Write out the material exactly, leaving every picture behind.
** Start GIVEN DATA **
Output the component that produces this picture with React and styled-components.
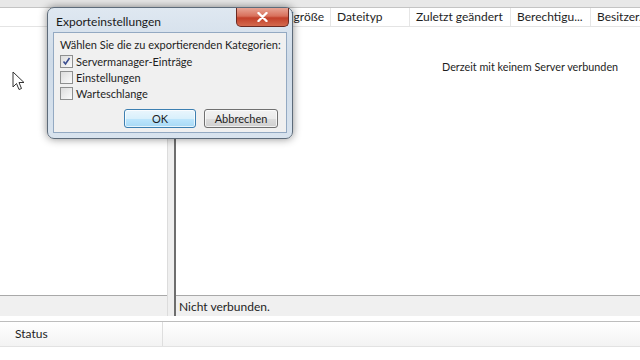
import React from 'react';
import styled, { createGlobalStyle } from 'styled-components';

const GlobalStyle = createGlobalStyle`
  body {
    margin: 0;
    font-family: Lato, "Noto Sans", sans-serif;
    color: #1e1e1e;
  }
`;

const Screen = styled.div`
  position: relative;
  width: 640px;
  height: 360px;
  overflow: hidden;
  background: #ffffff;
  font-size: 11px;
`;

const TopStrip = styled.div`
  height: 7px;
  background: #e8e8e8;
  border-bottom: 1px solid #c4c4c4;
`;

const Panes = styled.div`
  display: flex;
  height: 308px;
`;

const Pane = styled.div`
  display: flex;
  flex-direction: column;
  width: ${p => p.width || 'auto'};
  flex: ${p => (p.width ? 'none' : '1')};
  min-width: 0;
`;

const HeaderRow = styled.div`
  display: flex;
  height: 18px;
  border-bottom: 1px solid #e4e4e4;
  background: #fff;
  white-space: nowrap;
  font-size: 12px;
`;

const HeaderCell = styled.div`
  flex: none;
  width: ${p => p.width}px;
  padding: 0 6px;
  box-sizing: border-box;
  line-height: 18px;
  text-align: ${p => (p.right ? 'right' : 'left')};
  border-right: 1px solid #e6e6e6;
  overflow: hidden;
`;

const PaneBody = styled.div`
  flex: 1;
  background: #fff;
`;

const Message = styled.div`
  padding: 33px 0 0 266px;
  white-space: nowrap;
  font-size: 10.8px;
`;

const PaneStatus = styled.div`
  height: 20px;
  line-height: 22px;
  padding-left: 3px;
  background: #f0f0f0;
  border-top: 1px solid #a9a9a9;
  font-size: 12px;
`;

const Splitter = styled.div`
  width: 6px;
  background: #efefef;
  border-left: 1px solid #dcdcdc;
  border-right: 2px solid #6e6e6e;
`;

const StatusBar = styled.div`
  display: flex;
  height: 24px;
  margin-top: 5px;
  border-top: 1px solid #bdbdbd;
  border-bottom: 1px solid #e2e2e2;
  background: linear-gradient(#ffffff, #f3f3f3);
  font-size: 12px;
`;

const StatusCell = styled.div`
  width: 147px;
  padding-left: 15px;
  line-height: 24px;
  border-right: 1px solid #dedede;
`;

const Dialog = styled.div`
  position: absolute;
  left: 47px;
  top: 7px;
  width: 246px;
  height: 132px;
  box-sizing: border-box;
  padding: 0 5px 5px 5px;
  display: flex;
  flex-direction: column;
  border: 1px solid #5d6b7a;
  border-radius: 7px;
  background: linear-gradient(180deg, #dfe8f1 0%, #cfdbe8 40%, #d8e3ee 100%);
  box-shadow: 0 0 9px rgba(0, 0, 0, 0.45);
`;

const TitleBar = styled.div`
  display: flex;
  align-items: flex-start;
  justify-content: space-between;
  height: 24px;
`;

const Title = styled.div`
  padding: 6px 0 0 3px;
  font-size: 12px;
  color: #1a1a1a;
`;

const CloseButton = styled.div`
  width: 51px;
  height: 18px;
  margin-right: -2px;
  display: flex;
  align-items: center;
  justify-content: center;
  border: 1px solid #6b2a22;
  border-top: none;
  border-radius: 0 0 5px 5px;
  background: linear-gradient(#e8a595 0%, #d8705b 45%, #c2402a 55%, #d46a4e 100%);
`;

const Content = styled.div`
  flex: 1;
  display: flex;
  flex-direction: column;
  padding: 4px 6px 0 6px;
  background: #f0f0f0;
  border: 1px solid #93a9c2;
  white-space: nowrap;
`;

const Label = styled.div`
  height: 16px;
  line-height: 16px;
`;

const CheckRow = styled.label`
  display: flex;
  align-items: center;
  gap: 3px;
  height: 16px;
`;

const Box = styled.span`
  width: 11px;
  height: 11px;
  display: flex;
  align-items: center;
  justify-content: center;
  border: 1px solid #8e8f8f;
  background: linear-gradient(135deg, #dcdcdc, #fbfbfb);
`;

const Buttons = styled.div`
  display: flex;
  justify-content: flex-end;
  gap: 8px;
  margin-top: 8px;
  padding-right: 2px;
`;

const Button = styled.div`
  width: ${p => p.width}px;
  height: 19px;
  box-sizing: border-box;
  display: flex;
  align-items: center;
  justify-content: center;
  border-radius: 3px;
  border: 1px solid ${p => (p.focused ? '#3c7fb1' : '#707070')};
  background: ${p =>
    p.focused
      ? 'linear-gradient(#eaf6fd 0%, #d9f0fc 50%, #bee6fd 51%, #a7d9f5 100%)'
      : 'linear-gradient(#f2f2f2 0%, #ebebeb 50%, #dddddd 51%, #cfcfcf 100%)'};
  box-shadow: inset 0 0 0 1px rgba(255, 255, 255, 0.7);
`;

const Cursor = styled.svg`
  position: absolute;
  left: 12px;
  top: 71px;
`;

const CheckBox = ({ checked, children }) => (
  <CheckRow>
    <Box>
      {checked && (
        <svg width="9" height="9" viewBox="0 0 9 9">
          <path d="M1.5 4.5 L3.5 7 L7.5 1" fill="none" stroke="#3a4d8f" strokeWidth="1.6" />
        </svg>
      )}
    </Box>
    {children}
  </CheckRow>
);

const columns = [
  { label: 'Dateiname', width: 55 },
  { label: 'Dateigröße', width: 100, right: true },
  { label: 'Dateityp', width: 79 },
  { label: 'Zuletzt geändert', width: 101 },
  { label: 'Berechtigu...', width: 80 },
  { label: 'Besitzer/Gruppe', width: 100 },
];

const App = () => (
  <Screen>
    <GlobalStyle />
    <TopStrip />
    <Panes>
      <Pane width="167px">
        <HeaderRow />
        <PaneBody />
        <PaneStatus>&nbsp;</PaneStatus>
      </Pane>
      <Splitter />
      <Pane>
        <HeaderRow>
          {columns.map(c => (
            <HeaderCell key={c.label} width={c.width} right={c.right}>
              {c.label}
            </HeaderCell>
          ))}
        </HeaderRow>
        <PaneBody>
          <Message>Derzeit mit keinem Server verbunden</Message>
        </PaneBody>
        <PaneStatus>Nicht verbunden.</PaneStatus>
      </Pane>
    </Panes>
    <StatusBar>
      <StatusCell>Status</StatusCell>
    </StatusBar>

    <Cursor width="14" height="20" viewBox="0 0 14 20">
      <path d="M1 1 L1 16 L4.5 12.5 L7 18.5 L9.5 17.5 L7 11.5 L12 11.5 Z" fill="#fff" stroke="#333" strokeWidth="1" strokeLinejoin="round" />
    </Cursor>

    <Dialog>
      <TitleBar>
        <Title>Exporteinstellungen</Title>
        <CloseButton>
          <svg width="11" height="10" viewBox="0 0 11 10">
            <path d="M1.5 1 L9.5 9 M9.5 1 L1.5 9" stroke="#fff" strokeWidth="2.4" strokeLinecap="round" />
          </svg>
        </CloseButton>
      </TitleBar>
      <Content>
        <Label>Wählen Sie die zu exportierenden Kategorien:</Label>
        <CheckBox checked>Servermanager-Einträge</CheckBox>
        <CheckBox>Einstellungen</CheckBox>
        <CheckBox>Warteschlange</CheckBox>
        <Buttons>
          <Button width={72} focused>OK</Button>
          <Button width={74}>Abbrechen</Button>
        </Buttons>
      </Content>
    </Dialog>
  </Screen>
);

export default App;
** End GIVEN DATA **
WORKED ANSWER.
Output the component that produces this picture with React and styled-components.
import React from 'react';
import styled, { createGlobalStyle } from 'styled-components';

const GlobalStyle = createGlobalStyle`
  body {
    margin: 0;
    font-family: Lato, "Noto Sans", sans-serif;
    color: #1e1e1e;
  }
`;

const Screen = styled.div`
  position: relative;
  width: 640px;
  height: 360px;
  overflow: hidden;
  background: #ffffff;
  font-size: 11px;
`;

const TopStrip = styled.div`
  height: 7px;
  background: #e8e8e8;
  border-bottom: 1px solid #c4c4c4;
`;

const Panes = styled.div`
  display: flex;
  height: 308px;
`;

const Pane = styled.div`
  display: flex;
  flex-direction: column;
  width: ${p => p.width || 'auto'};
  flex: ${p => (p.width ? 'none' : '1')};
  min-width: 0;
`;

const HeaderRow = styled.div`
  display: flex;
  height: 18px;
  border-bottom: 1px solid #e4e4e4;
  background: #fff;
  white-space: nowrap;
  font-size: 12px;
`;

const HeaderCell = styled.div`
  flex: none;
  width: ${p => p.width}px;
  padding: 0 6px;
  box-sizing: border-box;
  line-height: 18px;
  text-align: ${p => (p.right ? 'right' : 'left')};
  border-right: 1px solid #e6e6e6;
  overflow: hidden;
`;

const PaneBody = styled.div`
  flex: 1;
  background: #fff;
`;

const Message = styled.div`
  padding: 33px 0 0 266px;
  white-space: nowrap;
  font-size: 10.8px;
`;

const PaneStatus = styled.div`
  height: 20px;
  line-height: 22px;
  padding-left: 3px;
  background: #f0f0f0;
  border-top: 1px solid #a9a9a9;
  font-size: 12px;
`;

const Splitter = styled.div`
  width: 6px;
  background: #efefef;
  border-left: 1px solid #dcdcdc;
  border-right: 2px solid #6e6e6e;
`;

const StatusBar = styled.div`
  display: flex;
  height: 24px;
  margin-top: 5px;
  border-top: 1px solid #bdbdbd;
  border-bottom: 1px solid #e2e2e2;
  background: linear-gradient(#ffffff, #f3f3f3);
  font-size: 12px;
`;

const StatusCell = styled.div`
  width: 147px;
  padding-left: 15px;
  line-height: 24px;
  border-right: 1px solid #dedede;
`;

const Dialog = styled.div`
  position: absolute;
  left: 47px;
  top: 7px;
  width: 246px;
  height: 132px;
  box-sizing: border-box;
  padding: 0 5px 5px 5px;
  display: flex;
  flex-direction: column;
  border: 1px solid #5d6b7a;
  border-radius: 7px;
  background: linear-gradient(180deg, #dfe8f1 0%, #cfdbe8 40%, #d8e3ee 100%);
  box-shadow: 0 0 9px rgba(0, 0, 0, 0.45);
`;

const TitleBar = styled.div`
  display: flex;
  align-items: flex-start;
  justify-content: space-between;
  height: 24px;
`;

const Title = styled.div`
  padding: 6px 0 0 3px;
  font-size: 12px;
  color: #1a1a1a;
`;

const CloseButton = styled.div`
  width: 51px;
  height: 18px;
  margin-right: -2px;
  display: flex;
  align-items: center;
  justify-content: center;
  border: 1px solid #6b2a22;
  border-top: none;
  border-radius: 0 0 5px 5px;
  background: linear-gradient(#e8a595 0%, #d8705b 45%, #c2402a 55%, #d46a4e 100%);
`;

const Content = styled.div`
  flex: 1;
  display: flex;
  flex-direction: column;
  padding: 4px 6px 0 6px;
  background: #f0f0f0;
  border: 1px solid #93a9c2;
  white-space: nowrap;
`;

const Label = styled.div`
  height: 16px;
  line-height: 16px;
`;

const CheckRow = styled.label`
  display: flex;
  align-items: center;
  gap: 3px;
  height: 16px;
`;

const Box = styled.span`
  width: 11px;
  height: 11px;
  display: flex;
  align-items: center;
  justify-content: center;
  border: 1px solid #8e8f8f;
  background: linear-gradient(135deg, #dcdcdc, #fbfbfb);
`;

const Buttons = styled.div`
  display: flex;
  justify-content: flex-end;
  gap: 8px;
  margin-top: 8px;
  padding-right: 2px;
`;

const Button = styled.div`
  width: ${p => p.width}px;
  height: 19px;
  box-sizing: border-box;
  display: flex;
  align-items: center;
  justify-content: center;
  border-radius: 3px;
  border: 1px solid ${p => (p.focused ? '#3c7fb1' : '#707070')};
  background: ${p =>
    p.focused
      ? 'linear-gradient(#eaf6fd 0%, #d9f0fc 50%, #bee6fd 51%, #a7d9f5 100%)'
      : 'linear-gradient(#f2f2f2 0%, #ebebeb 50%, #dddddd 51%, #cfcfcf 100%)'};
  box-shadow: inset 0 0 0 1px rgba(255, 255, 255, 0.7);
`;

const Cursor = styled.svg`
  position: absolute;
  left: 12px;
  top: 71px;
`;

const CheckBox = ({ checked, children }) => (
  <CheckRow>
    <Box>
      {checked && (
        <svg width="9" height="9" viewBox="0 0 9 9">
          <path d="M1.5 4.5 L3.5 7 L7.5 1" fill="none" stroke="#3a4d8f" strokeWidth="1.6" />
        </svg>
      )}
    </Box>
    {children}
  </CheckRow>
);

const columns = [
  { label: 'Dateiname', width: 55 },
  { label: 'Dateigröße', width: 100, right: true },
  { label: 'Dateityp', width: 79 },
  { label: 'Zuletzt geändert', width: 101 },
  { label: 'Berechtigu...', width: 80 },
  { label: 'Besitzer/Gruppe', width: 100 },
];

const App = () => (
  <Screen>
    <GlobalStyle />
    <TopStrip />
    <Panes>
      <Pane width="167px">
        <HeaderRow />
        <PaneBody />
        <PaneStatus>&nbsp;</PaneStatus>
      </Pane>
      <Splitter />
      <Pane>
        <HeaderRow>
          {columns.map(c => (
            <HeaderCell key={c.label} width={c.width} right={c.right}>
              {c.label}
            </HeaderCell>
          ))}
        </HeaderRow>
        <PaneBody>
          <Message>Derzeit mit keinem Server verbunden</Message>
        </PaneBody>
        <PaneStatus>Nicht verbunden.</PaneStatus>
      </Pane>
    </Panes>
    <StatusBar>
      <StatusCell>Status</StatusCell>
    </StatusBar>

    <Cursor width="14" height="20" viewBox="0 0 14 20">
      <path d="M1 1 L1 16 L4.5 12.5 L7 18.5 L9.5 17.5 L7 11.5 L12 11.5 Z" fill="#fff" stroke="#333" strokeWidth="1" strokeLinejoin="round" />
    </Cursor>

    <Dialog>
      <TitleBar>
        <Title>Exporteinstellungen</Title>
        <CloseButton>
          <svg width="11" height="10" viewBox="0 0 11 10">
            <path d="M1.5 1 L9.5 9 M9.5 1 L1.5 9" stroke="#fff" strokeWidth="2.4" strokeLinecap="round" />
          </svg>
        </CloseButton>
      </TitleBar>
      <Content>
        <Label>Wählen Sie die zu exportierenden Kategorien:</Label>
        <CheckBox checked>Servermanager-Einträge</CheckBox>
        <CheckBox>Einstellungen</CheckBox>
        <CheckBox>Warteschlange</CheckBox>
        <Buttons>
          <Button width={72} focused>OK</Button>
          <Button width={74}>Abbrechen</Button>
        </Buttons>
      </Content>
    </Dialog>
  </Screen>
);

export default App;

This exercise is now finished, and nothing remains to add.